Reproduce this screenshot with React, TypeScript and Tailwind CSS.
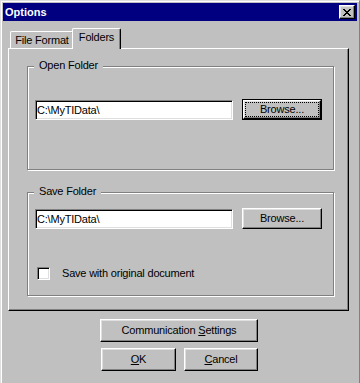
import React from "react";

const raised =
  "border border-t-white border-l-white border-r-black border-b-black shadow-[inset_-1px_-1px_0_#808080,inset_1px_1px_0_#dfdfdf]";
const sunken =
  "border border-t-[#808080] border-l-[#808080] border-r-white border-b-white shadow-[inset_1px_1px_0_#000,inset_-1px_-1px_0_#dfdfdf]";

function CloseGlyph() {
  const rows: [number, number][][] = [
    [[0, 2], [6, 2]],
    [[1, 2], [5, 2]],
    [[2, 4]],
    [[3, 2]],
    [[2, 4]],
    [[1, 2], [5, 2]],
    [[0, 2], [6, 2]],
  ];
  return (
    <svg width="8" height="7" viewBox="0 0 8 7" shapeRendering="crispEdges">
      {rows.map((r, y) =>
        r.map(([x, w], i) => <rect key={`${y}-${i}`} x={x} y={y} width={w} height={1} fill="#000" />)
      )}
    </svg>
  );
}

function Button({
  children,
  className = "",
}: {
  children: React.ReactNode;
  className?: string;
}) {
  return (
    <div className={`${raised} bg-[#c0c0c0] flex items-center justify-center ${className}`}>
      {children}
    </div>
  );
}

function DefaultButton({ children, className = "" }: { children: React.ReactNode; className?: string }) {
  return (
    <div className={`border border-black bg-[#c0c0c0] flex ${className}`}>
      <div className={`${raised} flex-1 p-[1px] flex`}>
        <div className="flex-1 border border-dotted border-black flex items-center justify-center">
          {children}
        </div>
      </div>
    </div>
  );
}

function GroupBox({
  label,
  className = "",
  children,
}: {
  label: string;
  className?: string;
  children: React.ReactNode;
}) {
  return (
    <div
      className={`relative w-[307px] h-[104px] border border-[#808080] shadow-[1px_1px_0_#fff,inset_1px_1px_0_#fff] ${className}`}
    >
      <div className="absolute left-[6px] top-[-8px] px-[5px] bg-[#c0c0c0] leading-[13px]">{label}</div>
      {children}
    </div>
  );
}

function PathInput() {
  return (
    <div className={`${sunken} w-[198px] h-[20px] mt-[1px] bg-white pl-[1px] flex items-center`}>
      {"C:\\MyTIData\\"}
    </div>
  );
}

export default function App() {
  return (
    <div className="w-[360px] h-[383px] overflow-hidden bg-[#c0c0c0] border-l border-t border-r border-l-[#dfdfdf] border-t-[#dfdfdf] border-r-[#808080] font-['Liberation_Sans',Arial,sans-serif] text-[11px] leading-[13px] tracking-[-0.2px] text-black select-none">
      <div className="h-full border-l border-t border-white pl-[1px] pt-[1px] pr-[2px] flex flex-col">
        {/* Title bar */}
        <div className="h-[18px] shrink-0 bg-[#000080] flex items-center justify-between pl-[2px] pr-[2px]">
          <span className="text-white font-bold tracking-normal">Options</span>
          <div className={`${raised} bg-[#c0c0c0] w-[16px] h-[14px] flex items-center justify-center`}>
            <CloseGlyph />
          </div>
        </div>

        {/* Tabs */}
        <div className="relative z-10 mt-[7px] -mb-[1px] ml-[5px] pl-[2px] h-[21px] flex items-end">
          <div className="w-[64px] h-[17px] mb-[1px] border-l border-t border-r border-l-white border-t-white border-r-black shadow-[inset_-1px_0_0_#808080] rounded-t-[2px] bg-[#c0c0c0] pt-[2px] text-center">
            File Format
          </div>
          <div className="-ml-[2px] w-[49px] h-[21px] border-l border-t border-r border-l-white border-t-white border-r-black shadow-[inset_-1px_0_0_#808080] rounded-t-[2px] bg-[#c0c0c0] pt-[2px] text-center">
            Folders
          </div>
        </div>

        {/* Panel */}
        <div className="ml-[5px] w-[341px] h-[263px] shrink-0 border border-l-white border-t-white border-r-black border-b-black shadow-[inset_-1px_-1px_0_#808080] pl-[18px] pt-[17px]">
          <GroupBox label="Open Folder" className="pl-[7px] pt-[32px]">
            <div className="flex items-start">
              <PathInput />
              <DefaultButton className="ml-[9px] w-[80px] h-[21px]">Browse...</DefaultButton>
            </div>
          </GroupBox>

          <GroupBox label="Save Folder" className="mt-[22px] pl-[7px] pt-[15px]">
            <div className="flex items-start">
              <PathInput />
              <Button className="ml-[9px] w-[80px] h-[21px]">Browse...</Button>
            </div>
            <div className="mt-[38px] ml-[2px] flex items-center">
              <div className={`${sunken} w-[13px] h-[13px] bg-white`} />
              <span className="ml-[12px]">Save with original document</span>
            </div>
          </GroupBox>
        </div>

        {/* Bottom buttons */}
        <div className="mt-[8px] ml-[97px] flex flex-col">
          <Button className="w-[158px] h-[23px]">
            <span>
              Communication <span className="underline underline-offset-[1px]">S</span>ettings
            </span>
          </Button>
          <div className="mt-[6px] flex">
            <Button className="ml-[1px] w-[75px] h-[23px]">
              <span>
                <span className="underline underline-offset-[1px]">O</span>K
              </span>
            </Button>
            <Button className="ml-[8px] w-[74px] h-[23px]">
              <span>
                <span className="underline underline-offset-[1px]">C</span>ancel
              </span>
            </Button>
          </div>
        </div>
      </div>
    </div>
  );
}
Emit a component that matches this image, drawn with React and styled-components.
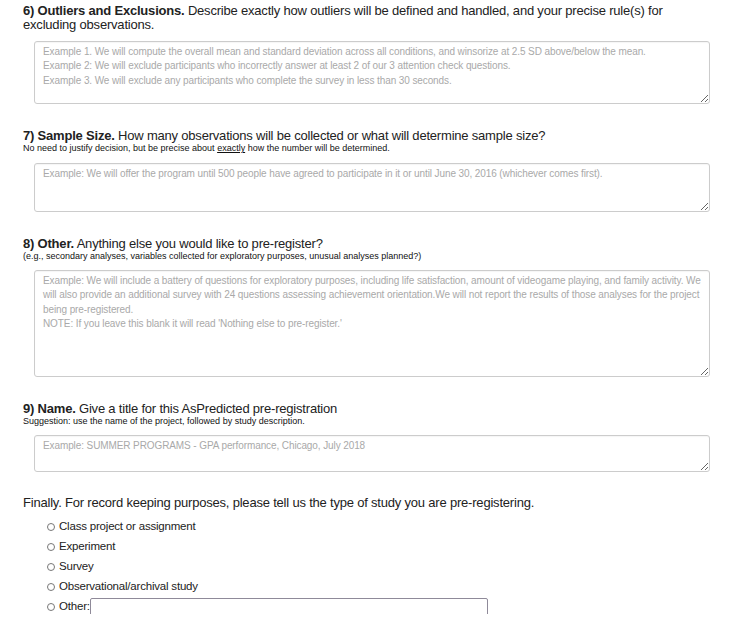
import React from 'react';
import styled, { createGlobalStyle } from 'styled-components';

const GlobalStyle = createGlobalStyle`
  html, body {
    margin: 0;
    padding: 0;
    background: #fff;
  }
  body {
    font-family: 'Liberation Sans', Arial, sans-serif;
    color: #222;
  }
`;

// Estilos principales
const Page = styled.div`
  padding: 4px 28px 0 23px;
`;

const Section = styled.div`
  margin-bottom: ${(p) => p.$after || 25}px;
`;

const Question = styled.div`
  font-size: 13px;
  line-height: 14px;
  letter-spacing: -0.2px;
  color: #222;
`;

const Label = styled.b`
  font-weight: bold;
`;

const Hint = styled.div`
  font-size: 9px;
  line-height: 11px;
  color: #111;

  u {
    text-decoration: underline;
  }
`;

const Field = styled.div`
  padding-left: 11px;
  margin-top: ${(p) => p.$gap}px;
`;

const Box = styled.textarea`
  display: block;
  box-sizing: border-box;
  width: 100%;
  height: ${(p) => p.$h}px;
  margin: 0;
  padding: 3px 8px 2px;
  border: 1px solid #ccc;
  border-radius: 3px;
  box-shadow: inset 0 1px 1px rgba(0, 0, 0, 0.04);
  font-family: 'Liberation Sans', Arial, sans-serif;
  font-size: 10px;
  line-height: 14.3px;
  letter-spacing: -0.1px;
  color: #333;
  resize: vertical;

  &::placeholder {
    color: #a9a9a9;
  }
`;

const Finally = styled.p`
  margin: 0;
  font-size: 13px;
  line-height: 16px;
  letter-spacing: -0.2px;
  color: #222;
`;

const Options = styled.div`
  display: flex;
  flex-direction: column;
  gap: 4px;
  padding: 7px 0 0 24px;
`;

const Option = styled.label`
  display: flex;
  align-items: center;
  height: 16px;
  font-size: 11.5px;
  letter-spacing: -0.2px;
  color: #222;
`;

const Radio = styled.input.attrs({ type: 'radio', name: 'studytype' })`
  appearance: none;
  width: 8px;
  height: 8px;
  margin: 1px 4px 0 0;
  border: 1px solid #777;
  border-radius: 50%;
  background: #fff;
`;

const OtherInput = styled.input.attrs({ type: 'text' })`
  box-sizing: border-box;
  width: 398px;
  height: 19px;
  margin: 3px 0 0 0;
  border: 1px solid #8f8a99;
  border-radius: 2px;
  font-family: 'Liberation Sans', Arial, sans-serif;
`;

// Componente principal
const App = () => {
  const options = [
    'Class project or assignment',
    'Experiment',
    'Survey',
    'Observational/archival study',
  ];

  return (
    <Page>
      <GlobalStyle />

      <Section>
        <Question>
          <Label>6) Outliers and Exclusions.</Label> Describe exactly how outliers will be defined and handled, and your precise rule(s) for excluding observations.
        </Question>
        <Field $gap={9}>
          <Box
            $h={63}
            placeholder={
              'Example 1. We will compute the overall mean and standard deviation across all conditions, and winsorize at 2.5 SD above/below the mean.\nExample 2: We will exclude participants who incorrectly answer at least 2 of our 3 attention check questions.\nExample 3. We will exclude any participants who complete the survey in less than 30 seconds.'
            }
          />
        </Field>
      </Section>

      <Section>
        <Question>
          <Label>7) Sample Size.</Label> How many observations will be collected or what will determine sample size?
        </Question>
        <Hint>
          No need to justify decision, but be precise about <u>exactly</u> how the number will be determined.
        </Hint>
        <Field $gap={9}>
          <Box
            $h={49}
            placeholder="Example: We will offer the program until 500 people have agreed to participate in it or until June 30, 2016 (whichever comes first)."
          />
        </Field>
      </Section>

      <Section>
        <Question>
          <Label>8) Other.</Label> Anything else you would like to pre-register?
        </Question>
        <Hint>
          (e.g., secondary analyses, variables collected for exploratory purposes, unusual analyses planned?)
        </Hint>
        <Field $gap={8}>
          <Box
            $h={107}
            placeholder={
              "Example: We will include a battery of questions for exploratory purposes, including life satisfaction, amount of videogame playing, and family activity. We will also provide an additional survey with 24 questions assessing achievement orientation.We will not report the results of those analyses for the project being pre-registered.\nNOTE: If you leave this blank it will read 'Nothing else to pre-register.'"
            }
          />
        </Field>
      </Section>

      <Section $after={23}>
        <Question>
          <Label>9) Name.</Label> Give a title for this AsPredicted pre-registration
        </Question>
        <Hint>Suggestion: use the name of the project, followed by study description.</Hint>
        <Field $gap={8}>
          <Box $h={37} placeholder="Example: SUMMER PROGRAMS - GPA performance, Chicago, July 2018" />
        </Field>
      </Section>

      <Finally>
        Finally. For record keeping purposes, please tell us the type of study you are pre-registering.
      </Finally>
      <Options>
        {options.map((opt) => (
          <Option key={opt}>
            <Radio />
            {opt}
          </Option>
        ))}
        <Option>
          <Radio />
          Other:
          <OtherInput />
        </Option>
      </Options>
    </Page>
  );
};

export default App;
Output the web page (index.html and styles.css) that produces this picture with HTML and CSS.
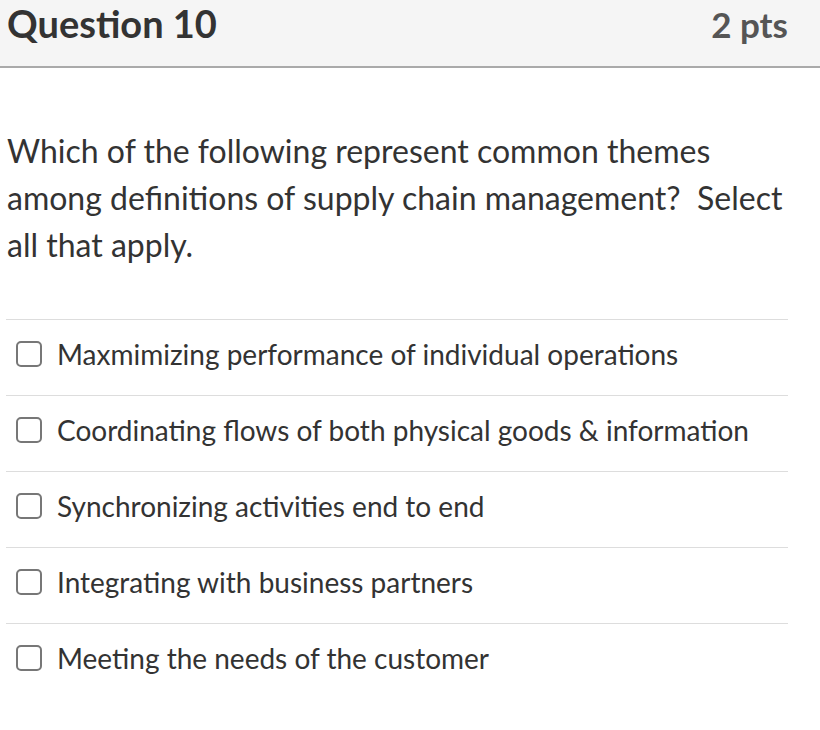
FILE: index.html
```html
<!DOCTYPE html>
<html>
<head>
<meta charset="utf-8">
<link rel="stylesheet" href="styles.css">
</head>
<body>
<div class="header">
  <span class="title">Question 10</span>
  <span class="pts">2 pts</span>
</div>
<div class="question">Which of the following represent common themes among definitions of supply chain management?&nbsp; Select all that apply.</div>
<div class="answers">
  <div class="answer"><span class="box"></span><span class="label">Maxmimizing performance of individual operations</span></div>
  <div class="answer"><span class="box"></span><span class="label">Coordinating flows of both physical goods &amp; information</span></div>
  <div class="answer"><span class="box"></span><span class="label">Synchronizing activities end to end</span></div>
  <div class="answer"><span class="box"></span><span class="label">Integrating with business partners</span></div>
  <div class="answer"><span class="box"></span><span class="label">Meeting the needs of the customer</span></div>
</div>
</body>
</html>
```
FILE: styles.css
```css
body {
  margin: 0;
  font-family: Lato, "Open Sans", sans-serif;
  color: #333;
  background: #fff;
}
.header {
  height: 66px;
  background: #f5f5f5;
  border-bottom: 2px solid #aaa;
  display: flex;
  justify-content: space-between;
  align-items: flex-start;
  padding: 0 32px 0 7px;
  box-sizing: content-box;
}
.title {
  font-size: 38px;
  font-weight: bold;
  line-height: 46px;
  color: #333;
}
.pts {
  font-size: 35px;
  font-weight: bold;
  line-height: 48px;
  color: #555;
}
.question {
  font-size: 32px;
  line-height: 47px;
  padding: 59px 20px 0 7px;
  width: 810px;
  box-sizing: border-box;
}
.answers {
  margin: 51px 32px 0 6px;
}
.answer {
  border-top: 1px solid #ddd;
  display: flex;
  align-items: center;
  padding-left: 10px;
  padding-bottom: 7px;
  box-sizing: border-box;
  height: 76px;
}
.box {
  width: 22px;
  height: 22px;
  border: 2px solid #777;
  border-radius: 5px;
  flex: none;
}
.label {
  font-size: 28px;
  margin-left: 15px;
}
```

* WHAT YOU HAVE TO DO
The records are above. How many lines in them contain the word "this"? Give the number alone.

* FINISHED ANSWER
5